The reading list
“Last year, an Australian news anchor who was interviewing the Dalai Lama with the aid of an interpreter opened the exchange with a joke: 'The Dalai Lama walks into a pizza shop and says, “Can you make me one with everything?”' His Holiness's baffled stare, viewed by nearly two million people on YouTube, presents a lesson in the risks of translating humor.
“But among the polyglots who convened this month in Rochester for the annual meeting of the American Literary Translators Association — where the topic was 'The Translation of Humor, or, the Humor of Translation' — there is a sense of cautious optimism. At least some measure of levity, these dedicated professionals believe, must be able to migrate between languages. The French, after all, seem to appreciate Woody Allen.

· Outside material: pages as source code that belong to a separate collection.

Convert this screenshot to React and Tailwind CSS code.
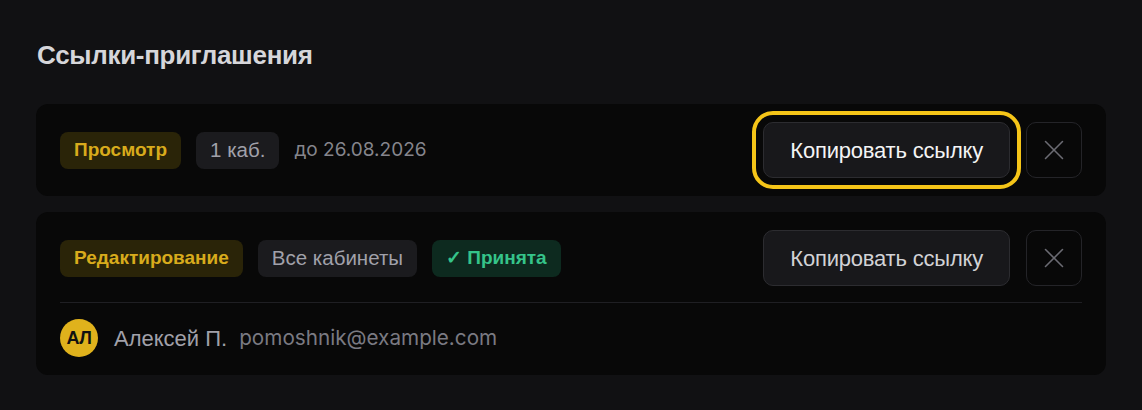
import { X } from "lucide-react";

const sans = "font-['Liberation_Sans',Arial,sans-serif]";
const inter = "font-['Inter','Liberation_Sans',sans-serif]";

function Badge({ tone, children }) {
  const tones = {
    yellow: "bg-[#2a2408] text-[#d8ab1c] font-bold text-[19px]",
    gray: "bg-[#1b1b1e] text-[#a1a1aa] text-[20.5px]",
    green: "bg-[#0d2a1f] text-[#35c48a] font-bold text-[19px]",
  };
  return (
    <span
      className={`${sans} ${tones[tone]} h-[37px] px-[14px] rounded-lg flex items-center`}
    >
      {children}
    </span>
  );
}

function Actions({ focused }) {
  return (
    <div className="flex items-center gap-4">
      <button
        className={`${sans} h-14 px-[26px] rounded-[10px] bg-[#18181b] border border-[#2c2c30] text-[22px] tracking-[-0.2px] ${
          focused
            ? "text-[#f4f4f5] outline-4 outline-offset-[7px] outline-[#f5c518]"
            : "text-[#d2d2d6]"
        }`}
      >
        Копировать ссылку
      </button>
      <button className="w-14 h-14 rounded-[10px] border border-[#242428] flex items-center justify-center text-[#6b6b73]">
        <X size={34} strokeWidth={1.1} />
      </button>
    </div>
  );
}

export default function App() {
  return (
    <div className="min-h-[410px] bg-[#111113] px-9 pt-[39px] pb-9">
      <h2 className={`${sans} text-[26px] font-bold text-[#d6d6da] tracking-[-0.3px] leading-8 mb-[33px] pl-px`}>
        Ссылки-приглашения
      </h2>

      <div className="flex flex-col gap-4">
        <div className="bg-[#080808] rounded-xl px-6 py-[18px] flex items-center justify-between">
          <div className="flex items-center gap-[15px]">
            <Badge tone="yellow">Просмотр</Badge>
            <Badge tone="gray">1 каб.</Badge>
            <span className={`${inter} text-[19px] text-[#85858c]`}>до 26.08.2026</span>
          </div>
          <Actions focused />
        </div>

        <div className="bg-[#080808] rounded-xl px-6 py-[18px]">
          <div className="flex items-center justify-between">
            <div className="flex items-center gap-[15px]">
              <Badge tone="yellow">Редактирование</Badge>
              <Badge tone="gray">Все кабинеты</Badge>
              <Badge tone="green">✓ Принята</Badge>
            </div>
            <Actions />
          </div>
          <div className="mt-4 pt-4 border-t border-[#1f1f23] flex items-center">
            <span className={`${sans} w-[38px] h-[38px] rounded-full bg-[#e0b21c] text-[#111] font-bold text-[18px] flex items-center justify-center tracking-[-0.5px] mr-4`}>
              АЛ
            </span>
            <span className={`${sans} text-[22px] text-[#a1a1aa] mr-3`}>Алексей П.</span>
            <span className={`${inter} text-[20.7px] text-[#7a7a82]`}>pomoshnik@example.com</span>
          </div>
        </div>
      </div>
    </div>
  );
}
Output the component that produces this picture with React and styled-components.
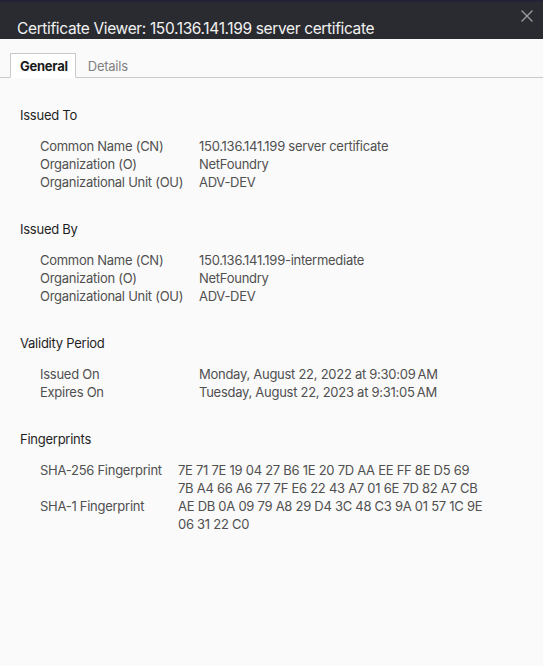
import React from 'react'
import styled, { createGlobalStyle } from 'styled-components'

const Global = createGlobalStyle`
  html, body {
    margin: 0;
    padding: 0;
    background: #fafafa;
  }
  body {
    font-family: Inter, "Liberation Sans", sans-serif;
    -webkit-font-smoothing: antialiased;
  }
`

const Window = styled.div`
  width: 543px;
  height: 666px;
  background: #fafafa;
  display: flex;
  flex-direction: column;
  overflow: hidden;
`

const TitleBar = styled.header`
  height: 37px;
  border-top: 2px solid #222334;
  background: #2a2b30;
  display: flex;
  align-items: flex-end;
  justify-content: space-between;
  padding: 0 0 0 17px;
  position: relative;
`

const Title = styled.h1`
  margin: 0 0 1px;
  font-size: 15.5px;
  font-weight: 400;
  color: #f2f2f2;
  letter-spacing: -0.36px;
`

const Close = styled.button`
  position: absolute;
  right: 8px;
  top: 6px;
  width: 16px;
  height: 16px;
  padding: 0;
  border: 0;
  background: none;
  display: flex;
  align-items: center;
  justify-content: center;
`

const Tabs = styled.nav`
  display: flex;
  align-items: flex-end;
  margin-top: 14px;
  padding-left: 10px;
  border-bottom: 1px solid #c9c9c9;
`

const Tab = styled.div`
  height: 23px;
  display: flex;
  align-items: center;
  padding: 0 7px 0 9px;
  margin-bottom: -1px;
  font-size: 13px;
  letter-spacing: -0.25px;
  font-weight: ${p => (p.$active ? 700 : 400)};
  color: ${p => (p.$active ? '#1a1a1a' : '#808080')};
  background: ${p => (p.$active ? '#ffffff' : 'transparent')};
  border: 1px solid ${p => (p.$active ? '#c9c9c9' : 'transparent')};
  border-bottom-color: ${p => (p.$active ? '#ffffff' : 'transparent')};
  & + & {
    margin-left: 2px;
  }
`

const Content = styled.main`
  padding: 28px 0 0 20px;
  display: flex;
  flex-direction: column;
  gap: 29px;
`

const Section = styled.section`
  display: flex;
  flex-direction: column;
  gap: 13px;
`

const SectionTitle = styled.h2`
  margin: 0;
  font-size: 13px;
  font-weight: 400;
  letter-spacing: -0.25px;
  color: #1f1f1f;
  line-height: 18px;
`

const Rows = styled.div`
  display: grid;
  grid-template-columns: ${p => p.$label}px 1fr;
  padding-left: 20px;
  font-size: 13px;
  letter-spacing: -0.27px;
  line-height: 18px;
  color: #505050;
`

const Value = styled.div`
  display: flex;
  flex-direction: column;
`

const sections = [
  {
    title: 'Issued To',
    label: 159,
    rows: [
      ['Common Name (CN)', '150.136.141.199 server certificate'],
      ['Organization (O)', 'NetFoundry'],
      ['Organizational Unit (OU)', 'ADV-DEV'],
    ],
  },
  {
    title: 'Issued By',
    label: 159,
    rows: [
      ['Common Name (CN)', '150.136.141.199-intermediate'],
      ['Organization (O)', 'NetFoundry'],
      ['Organizational Unit (OU)', 'ADV-DEV'],
    ],
  },
  {
    title: 'Validity Period',
    label: 159,
    rows: [
      ['Issued On', 'Monday, August 22, 2022 at 9:30:09\u2009AM'],
      ['Expires On', 'Tuesday, August 22, 2023 at 9:31:05\u2009AM'],
    ],
  },
  {
    title: 'Fingerprints',
    label: 138,
    rows: [
      [
        'SHA-256 Fingerprint',
        [
          '7E 71 7E 19 04 27 B6 1E 20 7D AA EE FF 8E D5 69',
          '7B A4 66 A6 77 7F E6 22 43 A7 01 6E 7D 82 A7 CB',
        ],
      ],
      [
        'SHA-1 Fingerprint',
        ['AE DB 0A 09 79 A8 29 D4 3C 48 C3 9A 01 57 1C 9E', '06 31 22 C0'],
      ],
    ],
  },
]

export default function App() {
  return (
    <Window>
      <Global />
      <TitleBar>
        <Title>Certificate Viewer: 150.136.141.199 server certificate</Title>
        <Close aria-label="Close">
          <svg width="12" height="12" viewBox="0 0 12 12">
            <path
              d="M1 1L11 11M11 1L1 11"
              stroke="#9c9ca0"
              strokeWidth="1.4"
              strokeLinecap="round"
            />
          </svg>
        </Close>
      </TitleBar>
      <Tabs>
        <Tab $active>General</Tab>
        <Tab>Details</Tab>
      </Tabs>
      <Content>
        {sections.map(section => (
          <Section key={section.title}>
            <SectionTitle>{section.title}</SectionTitle>
            <Rows $label={section.label}>
              {section.rows.map(([label, value]) => (
                <React.Fragment key={label}>
                  <div>{label}</div>
                  <Value>
                    {Array.isArray(value)
                      ? value.map(line => <span key={line}>{line}</span>)
                      : value}
                  </Value>
                </React.Fragment>
              ))}
            </Rows>
          </Section>
        ))}
      </Content>
    </Window>
  )
}
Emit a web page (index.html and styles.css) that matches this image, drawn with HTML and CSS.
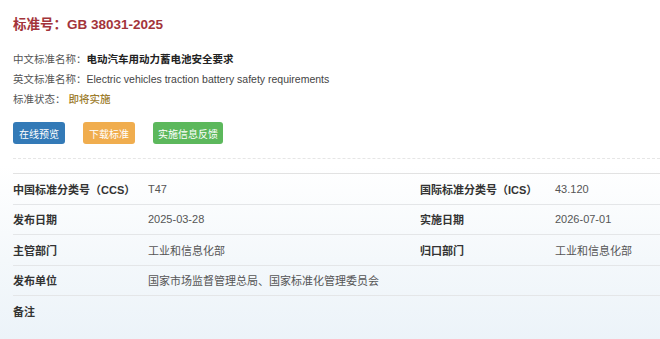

“'It takes a bit of creativity and a bit of luck,' said David Bellos, a professor of French and comparative literature at Princeton, who, as he prepared his keynote speech for this year's conference, confessed to finding a disconcerting shortage of jokes beginning: 'A pair of translators walk into a bar.'
“'The received wisdom that you can never translate a joke is worth examining a bit more closely,' Bellos told me. The trick to translating humor, Bellos argues ... is to abandon the idea of perfect fidelity and instead try to find a joke that rings some of the same bells as the original.”
— From “Me translate funny one day” at nytimes.com
What percentage of people are right-handed?
Wisdom of the ages
“You'll never plow a field by turning it over in your mind.” — Irish proverb
“After living at home for a while, young people have kind of maxed it out. They are heading to bigger, vibrant cities, predominantly, because they're looking for economic opportunity and building their social networks.” — William H. Frey, a Brookings Institution demographer, on new U.S. census data showing a big jump in young adults moving out of state.
Ninety percent. Most animals are closer to being ambidextrous.
recusant (REK-yuh-zuhnt), n. – a person who refuses to submit, comply, etc., as in: “The editorial writer thought he was being a cautious fellow, not a stubborn recusant, for declining to agree with the politician.” From the Latin recusare, “to demur, object.”
Today in history
On this date in 1775, the U.S. Navy was established; no, Mr. President, it's not big enough today.
Now you know
The first countries to grant women’s suffrage in national elections were New Zealand (1893), Australia (1902), Finland (1906) and Norway (1913).